Mathématiques « modernes » ?
Récemment, j’ai eu entre les mains une partie d’une collection, Mathématique moderne, très belle, de livres édités en 1964, en Belgique. Ces livres, superbement illustrés par leur auteur, le professeur Papy, qui enseignait à Bruxelles, avaient été conçus pour initier les élèves du secondaire à ce qu’on appelait alors, et à tort, les mathématiques « modernes ». Cet enseignement a eu cours en France et dans d’autres pays comme le Maroc, après 1968, et les élèves s’y intéressaient, mais il a été supprimé au bout de quelques années, parce que les parents n’y retrouvaient pas ce qu’on leur avait appris en leur temps, et que, se plaignaient-ils, ils n’y comprenaient rien. On y parlait des ensembles, des relations et de la logique, ce qui n’a rien d’abscons (je vous conseille de trouver, pour le lire, Logique sans peine, de Lewis Caroll, l’auteur d’Alice au pays des merveilles, qui était aussi mathématicien), mais ces braves gens en étaient restés à l’arithmétique de base : les quatre opérations et les cas d’« égalité » (terme impropre, on devrait dire isométrie) des triangles... Exemple unique où l’opinon publique a fait reculer une science, et c’est en France que cela s’est passé !

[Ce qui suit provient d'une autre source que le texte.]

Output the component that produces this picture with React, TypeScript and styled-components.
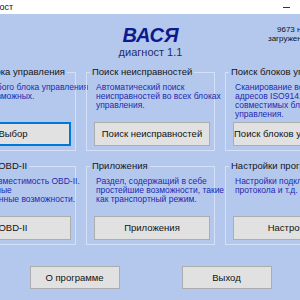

J’ai pu lire également un texte émanant alors d’un groupe de mathématiciens qui écrivaient sous un pseudonyme, N. Bourbaki. Et l’un de ceux-là écrivait que l’expression mathématiques modernes n’avait aucun sens, que la mathématique n’avait pas plus à être moderne qu’à être multicolore ou giboyeuse, et qu’en somme, une science (car c’en est une, et la plus fiable, puisque ses lois sont immédiatement validées, au contraire des autres sciences qui ne font qu’avancer des théories, qu’on réfute parfois), une science, donc, n’a aucun lien avec l’époque où elle apparaît. Elle existe, car personne ne l’a inventée. On la découvre, en somme, et c’est tout.
J’approuve, mais j’étends cette notion à l’art. Il me paraît absurde de parler d’art contemporain, comme on va beaucoup le faire avec cette réouverture, aujourd’hui, du Musée Picasso. Je l’ai récemment écrit, l’art se définit, selon moi, par le fait qu’il crée de la beauté, et que l’artiste est le véritable créateur : les aides qu’il peut réunir autour de lui moyennant finance ne sont pas des artistes, mais plutôt des employés, même si, promus élèves du maître, il leur arrive d’avoir du talent. Mais alors, ils ne restent pas longtemps dans cette position subalterne, et on connaît des apprentis de Rembrandt et de Leonardo qui sont devenus célèbres.